According to Anfavea (Citation2023), there are 37 entities responsible for accompanying and intervening in elaborating guidelines for the Brazilian automotive industry; among them, Sindipeças is directly responsible for policies for the vehicle component manufacturers. The association, comprising 500 associates of national and international capital working on developing and strengthening the sector, provides for all Brazilian assemblers and the replacement market. The entity helps its associates with services driven by four principles of action: an industry growing stimulus, information and capacitation, representation, industry defense, and associativism.
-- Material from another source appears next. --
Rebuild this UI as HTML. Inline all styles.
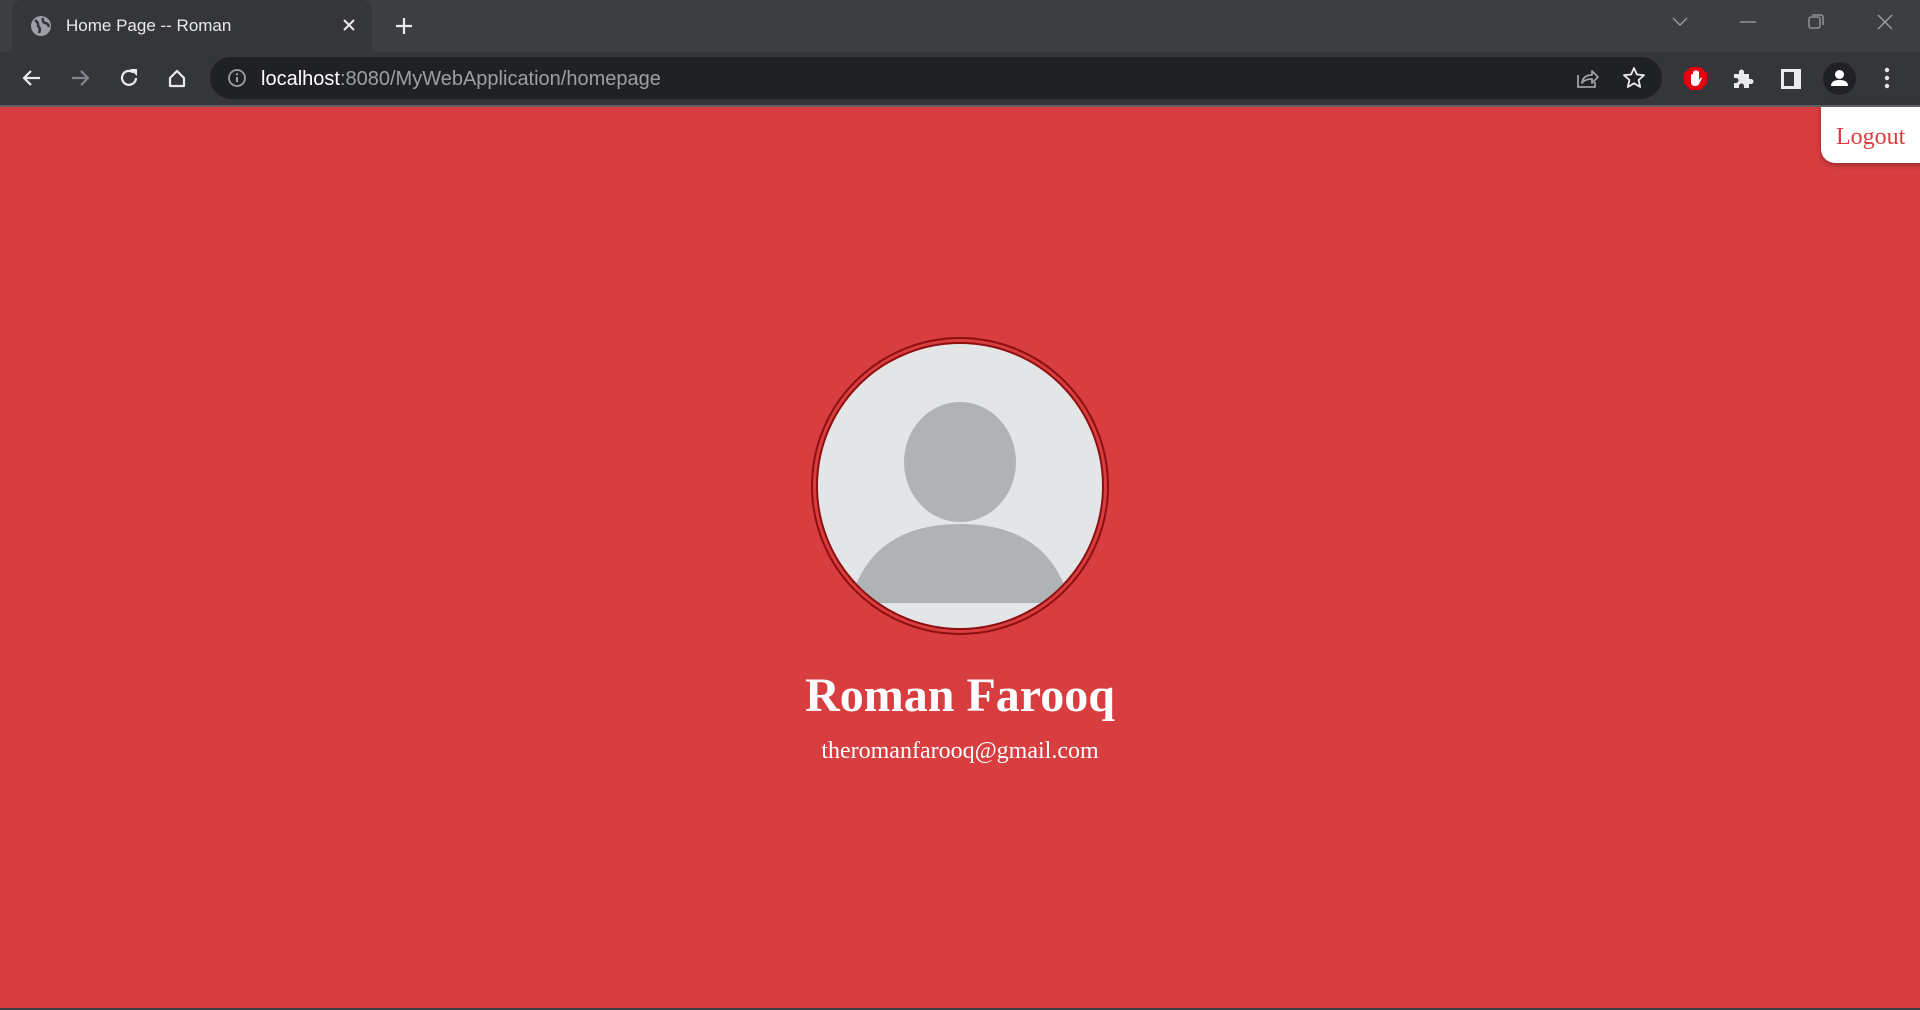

In 2020, executive order 10,493 was published, discussing implementing National Support to Micro- and Small-sized Enterprises (Pronampe, in Portuguese). This executive order predicts the integration of production chains, including vehicle components from MERCOSUL, aiming to reach an effective integration and consolidate the automotive industry (Brazil). It is possible to notice that, in the political field, recent policies have tried to strengthen the vehicle components sector, make production costs viable, and integrate the Brazilian automotive market with global tendencies.
National solid waste policy and the natural fibers sector
Among the principles and goals of law 12,305 from 2010, the goal entitled “Política Nacional de Resíduos Sólidos,” or the National Solid Waste Policy, singles out the promotion of sustainable production and consumption of goods and services standards adoption. Furthermore, it creates incentives to utilize raw materials that are less aggressive to the environment and to reduce solid waste production, waste of materials, and pollution and environmental damages. Scholz Karl and Karl (Citation2022) defined Brazil as a unique market, with vast natural capital and an attractive scenario for transitioning to a circular economy. Brazil’s regulations have been directed toward a more conscious approach to solid waste generation. The country seeks to achieve a shared economy through public policies, perceiving the potential of developing a solid market from waste management. Thus, the NSWP may be perceived as a way to consolidate and make it easier to achieve a circular economy once its attendance is mandatory.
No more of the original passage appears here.